If you are weighing a duplex, triplex, mixed-use building, or small development play in Fishtown, working with someone who understands both the neighborhood and the numbers can help you move with more confidence. When you are ready to talk strategy, connect with Princeisawesome, LLC.

FAQs

What makes Fishtown attractive for multifamily investing?

  • Fishtown benefits from strong lifestyle appeal, a large 25-to-44 population, relatively high rents, and housing stock that supports smaller multifamily formats like duplexes, triplexes, and compact apartment buildings.

What makes Fishtown attractive for mixed-use investing?

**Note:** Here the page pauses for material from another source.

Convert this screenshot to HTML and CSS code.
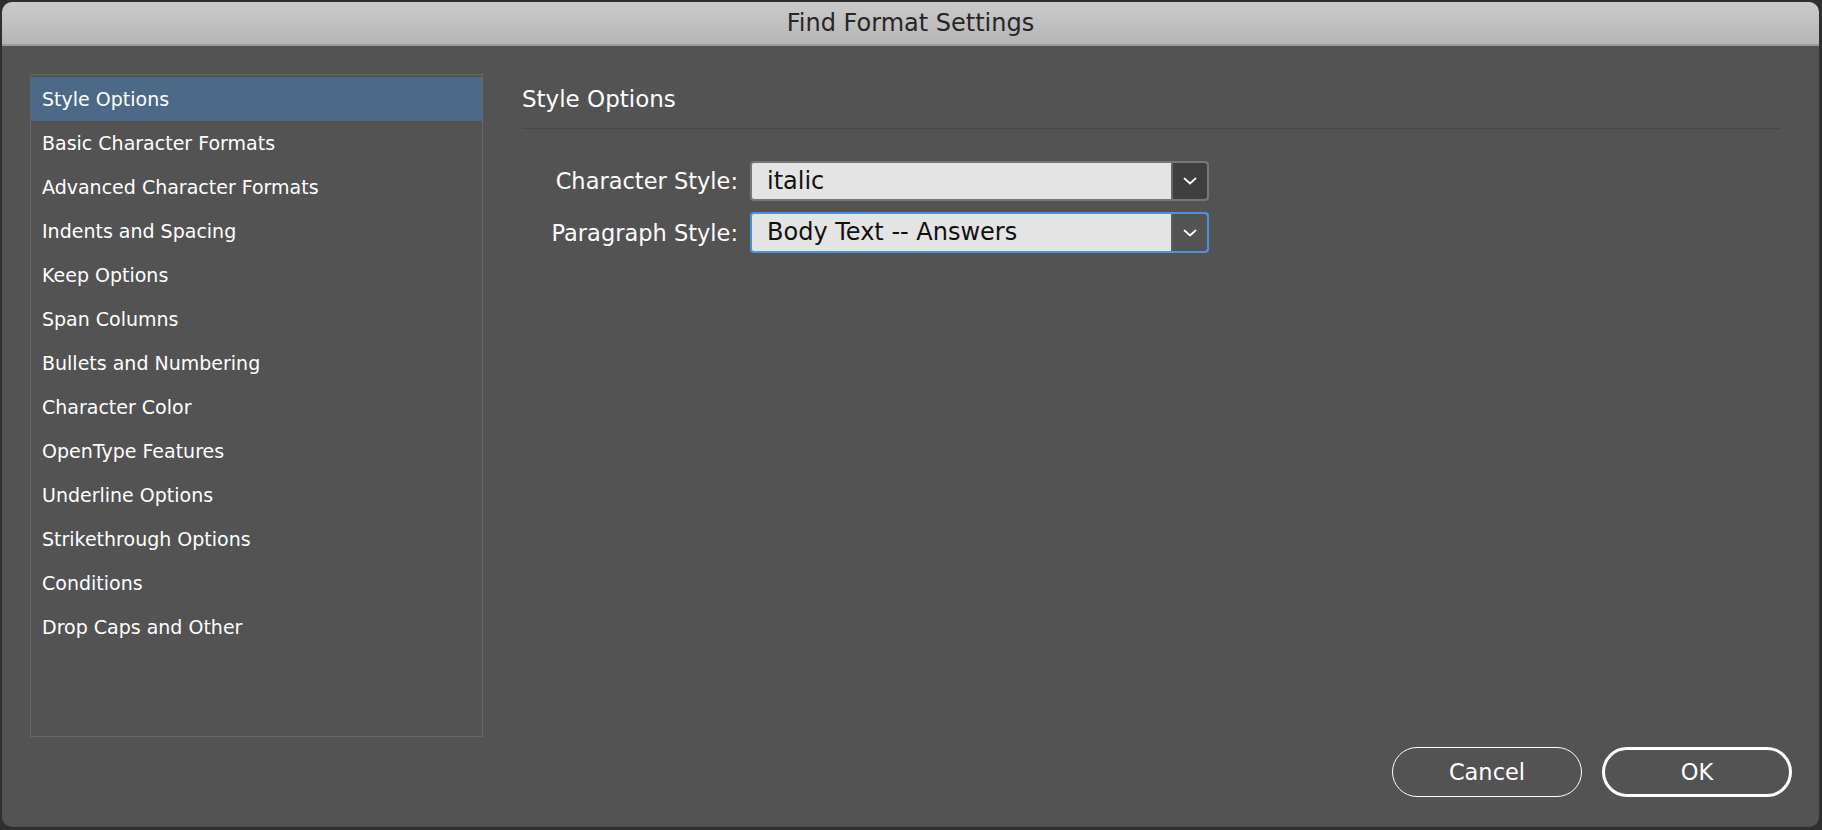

  • Fishtown's walkable commercial corridors, active dining and nightlife scene, and City-supported corridor management make it a practical place to evaluate mixed-use assets with well-positioned ground-floor space.

What rent numbers should you use for Fishtown underwriting?

  • Public sources vary, with reported rents ranging from about $1,799 to $2,114 per month depending on geography and methodology, so it is wise to underwrite using a range and conservative assumptions.

What zoning district matters for Fishtown mixed-use properties?

  • CMX-2.5 is often a key district for mixed-use opportunities because it is intended for pedestrian-friendly commercial corridors and permits single-family, two-family, and multifamily residential uses by right.

What should you know about parking for Fishtown multifamily deals?

  • In RM-1, CMX-2, and CMX-2.5 districts, Philadelphia code requires 0 parking spaces for the first five dwelling units and 1 space per additional unit, though access rules can still limit parking options on attached-building sites.

What is the biggest risk when buying in Fishtown?

  • One of the biggest risks is assuming the neighborhood's reputation will carry the investment, even when rents have softened in some datasets and nearby new supply may pressure vacancy and lease-up timelines.

What property types tend to fit Fishtown best?

  • Under-rented duplexes and triplexes, older small apartment buildings, mixed-use assets with weak first-floor use, and rowhouse-style infill without heavy parking dependence are often the most natural fits.